%%

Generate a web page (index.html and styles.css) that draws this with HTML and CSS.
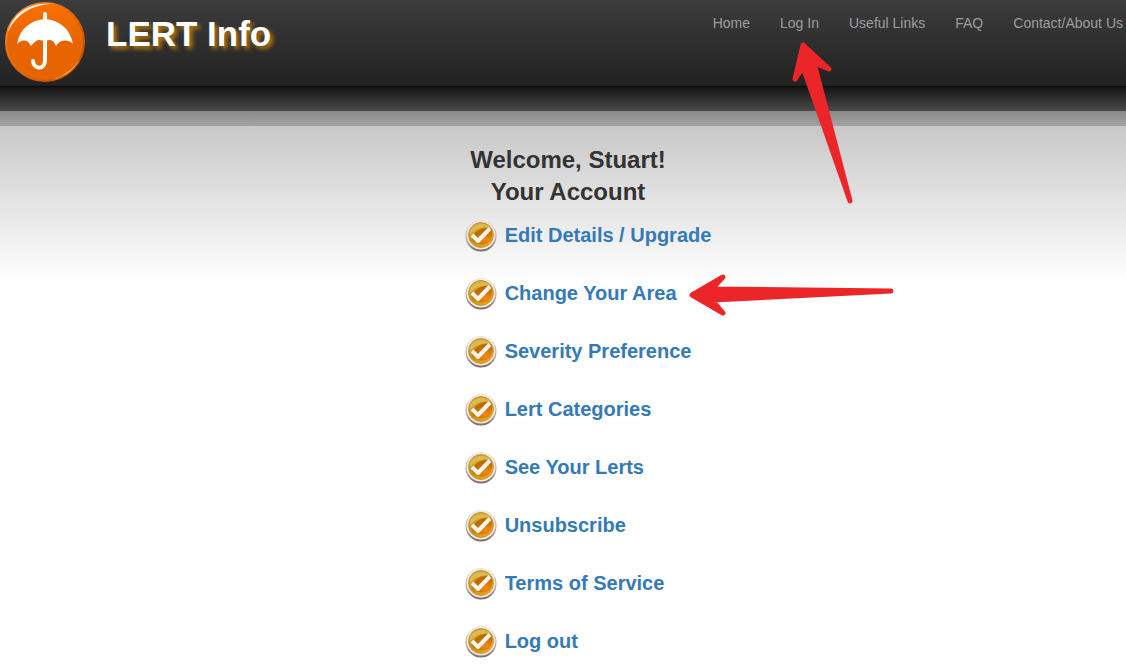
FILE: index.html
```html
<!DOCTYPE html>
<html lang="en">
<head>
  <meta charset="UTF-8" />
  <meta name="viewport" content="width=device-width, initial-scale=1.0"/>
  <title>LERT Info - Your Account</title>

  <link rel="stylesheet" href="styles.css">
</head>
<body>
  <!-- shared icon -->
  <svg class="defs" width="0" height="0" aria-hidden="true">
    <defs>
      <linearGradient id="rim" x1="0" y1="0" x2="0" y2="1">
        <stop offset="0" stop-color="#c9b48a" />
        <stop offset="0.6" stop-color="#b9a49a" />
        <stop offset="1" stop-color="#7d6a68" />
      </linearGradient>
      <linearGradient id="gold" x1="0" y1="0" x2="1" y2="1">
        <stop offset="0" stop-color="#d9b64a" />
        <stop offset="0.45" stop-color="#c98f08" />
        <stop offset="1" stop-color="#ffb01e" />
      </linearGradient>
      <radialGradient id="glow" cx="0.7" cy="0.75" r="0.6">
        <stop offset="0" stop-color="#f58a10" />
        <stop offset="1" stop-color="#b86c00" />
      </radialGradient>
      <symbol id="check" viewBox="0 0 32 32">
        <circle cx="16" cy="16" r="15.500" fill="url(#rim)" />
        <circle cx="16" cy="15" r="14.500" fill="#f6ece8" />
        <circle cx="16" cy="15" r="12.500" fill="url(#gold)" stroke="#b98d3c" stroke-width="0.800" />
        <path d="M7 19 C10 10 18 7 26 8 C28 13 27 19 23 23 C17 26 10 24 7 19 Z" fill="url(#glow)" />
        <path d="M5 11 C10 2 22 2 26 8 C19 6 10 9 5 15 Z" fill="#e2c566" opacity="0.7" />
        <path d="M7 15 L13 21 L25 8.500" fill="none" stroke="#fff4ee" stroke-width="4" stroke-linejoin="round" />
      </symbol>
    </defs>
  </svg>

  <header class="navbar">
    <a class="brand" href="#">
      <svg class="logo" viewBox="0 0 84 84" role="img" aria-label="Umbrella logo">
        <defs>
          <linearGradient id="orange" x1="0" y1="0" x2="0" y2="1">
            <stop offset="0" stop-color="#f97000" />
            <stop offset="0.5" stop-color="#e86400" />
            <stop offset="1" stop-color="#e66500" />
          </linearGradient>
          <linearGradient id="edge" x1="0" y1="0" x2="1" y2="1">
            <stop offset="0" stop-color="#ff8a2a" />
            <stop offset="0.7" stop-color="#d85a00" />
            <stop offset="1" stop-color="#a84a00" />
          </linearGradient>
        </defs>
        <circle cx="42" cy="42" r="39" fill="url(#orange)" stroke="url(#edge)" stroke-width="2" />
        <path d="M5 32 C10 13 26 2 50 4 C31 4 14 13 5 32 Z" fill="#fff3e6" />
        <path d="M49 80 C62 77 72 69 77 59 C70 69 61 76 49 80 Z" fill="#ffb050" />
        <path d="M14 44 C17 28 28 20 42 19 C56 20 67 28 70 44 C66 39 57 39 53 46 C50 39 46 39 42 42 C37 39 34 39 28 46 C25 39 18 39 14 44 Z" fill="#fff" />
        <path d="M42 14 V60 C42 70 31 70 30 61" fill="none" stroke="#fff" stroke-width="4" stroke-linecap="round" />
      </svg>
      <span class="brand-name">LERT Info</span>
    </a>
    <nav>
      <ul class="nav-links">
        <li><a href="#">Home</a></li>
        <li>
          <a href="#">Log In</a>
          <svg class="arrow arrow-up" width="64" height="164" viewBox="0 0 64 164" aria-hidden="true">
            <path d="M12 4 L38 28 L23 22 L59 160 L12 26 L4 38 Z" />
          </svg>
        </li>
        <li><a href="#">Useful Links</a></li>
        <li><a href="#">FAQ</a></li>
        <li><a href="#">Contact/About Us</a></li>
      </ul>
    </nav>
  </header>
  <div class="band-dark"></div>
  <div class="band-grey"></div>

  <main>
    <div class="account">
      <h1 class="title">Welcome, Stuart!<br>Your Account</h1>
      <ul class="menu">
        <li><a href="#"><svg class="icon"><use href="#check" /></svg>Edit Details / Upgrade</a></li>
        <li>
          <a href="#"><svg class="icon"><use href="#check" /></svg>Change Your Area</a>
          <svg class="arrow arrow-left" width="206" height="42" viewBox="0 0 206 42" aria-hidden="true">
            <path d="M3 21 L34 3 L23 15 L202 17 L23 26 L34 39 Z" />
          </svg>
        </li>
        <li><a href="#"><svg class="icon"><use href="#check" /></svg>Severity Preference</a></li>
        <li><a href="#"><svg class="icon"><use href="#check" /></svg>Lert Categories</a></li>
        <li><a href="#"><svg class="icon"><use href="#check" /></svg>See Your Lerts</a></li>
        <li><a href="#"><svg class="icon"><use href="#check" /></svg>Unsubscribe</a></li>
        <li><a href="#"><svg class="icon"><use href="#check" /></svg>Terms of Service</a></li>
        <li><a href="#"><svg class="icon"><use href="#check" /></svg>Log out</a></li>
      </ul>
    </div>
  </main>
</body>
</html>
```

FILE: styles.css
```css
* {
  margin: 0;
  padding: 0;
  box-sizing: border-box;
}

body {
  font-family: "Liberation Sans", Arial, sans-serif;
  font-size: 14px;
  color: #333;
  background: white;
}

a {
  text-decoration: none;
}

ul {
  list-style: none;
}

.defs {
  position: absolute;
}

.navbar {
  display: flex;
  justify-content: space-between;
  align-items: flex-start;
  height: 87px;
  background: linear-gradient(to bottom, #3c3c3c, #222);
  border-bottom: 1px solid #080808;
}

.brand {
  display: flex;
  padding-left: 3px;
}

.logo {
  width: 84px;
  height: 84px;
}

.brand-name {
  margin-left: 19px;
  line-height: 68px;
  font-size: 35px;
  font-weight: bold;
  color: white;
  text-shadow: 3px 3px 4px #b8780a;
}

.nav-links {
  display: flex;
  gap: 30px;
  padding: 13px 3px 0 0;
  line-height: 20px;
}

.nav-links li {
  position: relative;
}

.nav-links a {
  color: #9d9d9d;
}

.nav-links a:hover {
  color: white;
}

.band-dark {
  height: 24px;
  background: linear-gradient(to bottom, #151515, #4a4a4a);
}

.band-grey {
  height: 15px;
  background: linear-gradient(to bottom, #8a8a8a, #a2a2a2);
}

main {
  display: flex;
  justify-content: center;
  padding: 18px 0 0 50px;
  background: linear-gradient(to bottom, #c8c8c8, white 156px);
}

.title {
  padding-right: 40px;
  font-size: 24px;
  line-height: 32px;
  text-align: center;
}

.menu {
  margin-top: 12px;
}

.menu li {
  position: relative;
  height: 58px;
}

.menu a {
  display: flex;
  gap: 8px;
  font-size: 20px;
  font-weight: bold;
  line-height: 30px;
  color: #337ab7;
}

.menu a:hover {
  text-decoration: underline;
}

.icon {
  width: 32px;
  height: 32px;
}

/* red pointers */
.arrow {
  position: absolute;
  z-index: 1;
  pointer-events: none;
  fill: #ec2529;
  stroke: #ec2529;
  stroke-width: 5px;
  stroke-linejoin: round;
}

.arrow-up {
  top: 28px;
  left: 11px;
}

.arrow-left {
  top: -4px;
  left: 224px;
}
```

%%

=== Description of the task ===
Print the complete listing exactly, apart from any pictures.

=== Result for this task ===
Generate a web page (index.html and styles.css) that draws this with HTML and CSS.
FILE: index.html
```html
<!DOCTYPE html>
<html lang="en">
<head>
  <meta charset="UTF-8" />
  <meta name="viewport" content="width=device-width, initial-scale=1.0"/>
  <title>LERT Info - Your Account</title>

  <link rel="stylesheet" href="styles.css">
</head>
<body>
  <!-- shared icon -->
  <svg class="defs" width="0" height="0" aria-hidden="true">
    <defs>
      <linearGradient id="rim" x1="0" y1="0" x2="0" y2="1">
        <stop offset="0" stop-color="#c9b48a" />
        <stop offset="0.6" stop-color="#b9a49a" />
        <stop offset="1" stop-color="#7d6a68" />
      </linearGradient>
      <linearGradient id="gold" x1="0" y1="0" x2="1" y2="1">
        <stop offset="0" stop-color="#d9b64a" />
        <stop offset="0.45" stop-color="#c98f08" />
        <stop offset="1" stop-color="#ffb01e" />
      </linearGradient>
      <radialGradient id="glow" cx="0.7" cy="0.75" r="0.6">
        <stop offset="0" stop-color="#f58a10" />
        <stop offset="1" stop-color="#b86c00" />
      </radialGradient>
      <symbol id="check" viewBox="0 0 32 32">
        <circle cx="16" cy="16" r="15.500" fill="url(#rim)" />
        <circle cx="16" cy="15" r="14.500" fill="#f6ece8" />
        <circle cx="16" cy="15" r="12.500" fill="url(#gold)" stroke="#b98d3c" stroke-width="0.800" />
        <path d="M7 19 C10 10 18 7 26 8 C28 13 27 19 23 23 C17 26 10 24 7 19 Z" fill="url(#glow)" />
        <path d="M5 11 C10 2 22 2 26 8 C19 6 10 9 5 15 Z" fill="#e2c566" opacity="0.7" />
        <path d="M7 15 L13 21 L25 8.500" fill="none" stroke="#fff4ee" stroke-width="4" stroke-linejoin="round" />
      </symbol>
    </defs>
  </svg>

  <header class="navbar">
    <a class="brand" href="#">
      <svg class="logo" viewBox="0 0 84 84" role="img" aria-label="Umbrella logo">
        <defs>
          <linearGradient id="orange" x1="0" y1="0" x2="0" y2="1">
            <stop offset="0" stop-color="#f97000" />
            <stop offset="0.5" stop-color="#e86400" />
            <stop offset="1" stop-color="#e66500" />
          </linearGradient>
          <linearGradient id="edge" x1="0" y1="0" x2="1" y2="1">
            <stop offset="0" stop-color="#ff8a2a" />
            <stop offset="0.7" stop-color="#d85a00" />
            <stop offset="1" stop-color="#a84a00" />
          </linearGradient>
        </defs>
        <circle cx="42" cy="42" r="39" fill="url(#orange)" stroke="url(#edge)" stroke-width="2" />
        <path d="M5 32 C10 13 26 2 50 4 C31 4 14 13 5 32 Z" fill="#fff3e6" />
        <path d="M49 80 C62 77 72 69 77 59 C70 69 61 76 49 80 Z" fill="#ffb050" />
        <path d="M14 44 C17 28 28 20 42 19 C56 20 67 28 70 44 C66 39 57 39 53 46 C50 39 46 39 42 42 C37 39 34 39 28 46 C25 39 18 39 14 44 Z" fill="#fff" />
        <path d="M42 14 V60 C42 70 31 70 30 61" fill="none" stroke="#fff" stroke-width="4" stroke-linecap="round" />
      </svg>
      <span class="brand-name">LERT Info</span>
    </a>
    <nav>
      <ul class="nav-links">
        <li><a href="#">Home</a></li>
        <li>
          <a href="#">Log In</a>
          <svg class="arrow arrow-up" width="64" height="164" viewBox="0 0 64 164" aria-hidden="true">
            <path d="M12 4 L38 28 L23 22 L59 160 L12 26 L4 38 Z" />
          </svg>
        </li>
        <li><a href="#">Useful Links</a></li>
        <li><a href="#">FAQ</a></li>
        <li><a href="#">Contact/About Us</a></li>
      </ul>
    </nav>
  </header>
  <div class="band-dark"></div>
  <div class="band-grey"></div>

  <main>
    <div class="account">
      <h1 class="title">Welcome, Stuart!<br>Your Account</h1>
      <ul class="menu">
        <li><a href="#"><svg class="icon"><use href="#check" /></svg>Edit Details / Upgrade</a></li>
        <li>
          <a href="#"><svg class="icon"><use href="#check" /></svg>Change Your Area</a>
          <svg class="arrow arrow-left" width="206" height="42" viewBox="0 0 206 42" aria-hidden="true">
            <path d="M3 21 L34 3 L23 15 L202 17 L23 26 L34 39 Z" />
          </svg>
        </li>
        <li><a href="#"><svg class="icon"><use href="#check" /></svg>Severity Preference</a></li>
        <li><a href="#"><svg class="icon"><use href="#check" /></svg>Lert Categories</a></li>
        <li><a href="#"><svg class="icon"><use href="#check" /></svg>See Your Lerts</a></li>
        <li><a href="#"><svg class="icon"><use href="#check" /></svg>Unsubscribe</a></li>
        <li><a href="#"><svg class="icon"><use href="#check" /></svg>Terms of Service</a></li>
        <li><a href="#"><svg class="icon"><use href="#check" /></svg>Log out</a></li>
      </ul>
    </div>
  </main>
</body>
</html>
```

FILE: styles.css
```css
* {
  margin: 0;
  padding: 0;
  box-sizing: border-box;
}

body {
  font-family: "Liberation Sans", Arial, sans-serif;
  font-size: 14px;
  color: #333;
  background: white;
}

a {
  text-decoration: none;
}

ul {
  list-style: none;
}

.defs {
  position: absolute;
}

.navbar {
  display: flex;
  justify-content: space-between;
  align-items: flex-start;
  height: 87px;
  background: linear-gradient(to bottom, #3c3c3c, #222);
  border-bottom: 1px solid #080808;
}

.brand {
  display: flex;
  padding-left: 3px;
}

.logo {
  width: 84px;
  height: 84px;
}

.brand-name {
  margin-left: 19px;
  line-height: 68px;
  font-size: 35px;
  font-weight: bold;
  color: white;
  text-shadow: 3px 3px 4px #b8780a;
}

.nav-links {
  display: flex;
  gap: 30px;
  padding: 13px 3px 0 0;
  line-height: 20px;
}

.nav-links li {
  position: relative;
}

.nav-links a {
  color: #9d9d9d;
}

.nav-links a:hover {
  color: white;
}

.band-dark {
  height: 24px;
  background: linear-gradient(to bottom, #151515, #4a4a4a);
}

.band-grey {
  height: 15px;
  background: linear-gradient(to bottom, #8a8a8a, #a2a2a2);
}

main {
  display: flex;
  justify-content: center;
  padding: 18px 0 0 50px;
  background: linear-gradient(to bottom, #c8c8c8, white 156px);
}

.title {
  padding-right: 40px;
  font-size: 24px;
  line-height: 32px;
  text-align: center;
}

.menu {
  margin-top: 12px;
}

.menu li {
  position: relative;
  height: 58px;
}

.menu a {
  display: flex;
  gap: 8px;
  font-size: 20px;
  font-weight: bold;
  line-height: 30px;
  color: #337ab7;
}

.menu a:hover {
  text-decoration: underline;
}

.icon {
  width: 32px;
  height: 32px;
}

/* red pointers */
.arrow {
  position: absolute;
  z-index: 1;
  pointer-events: none;
  fill: #ec2529;
  stroke: #ec2529;
  stroke-width: 5px;
  stroke-linejoin: round;
}

.arrow-up {
  top: 28px;
  left: 11px;
}

.arrow-left {
  top: -4px;
  left: 224px;
}
```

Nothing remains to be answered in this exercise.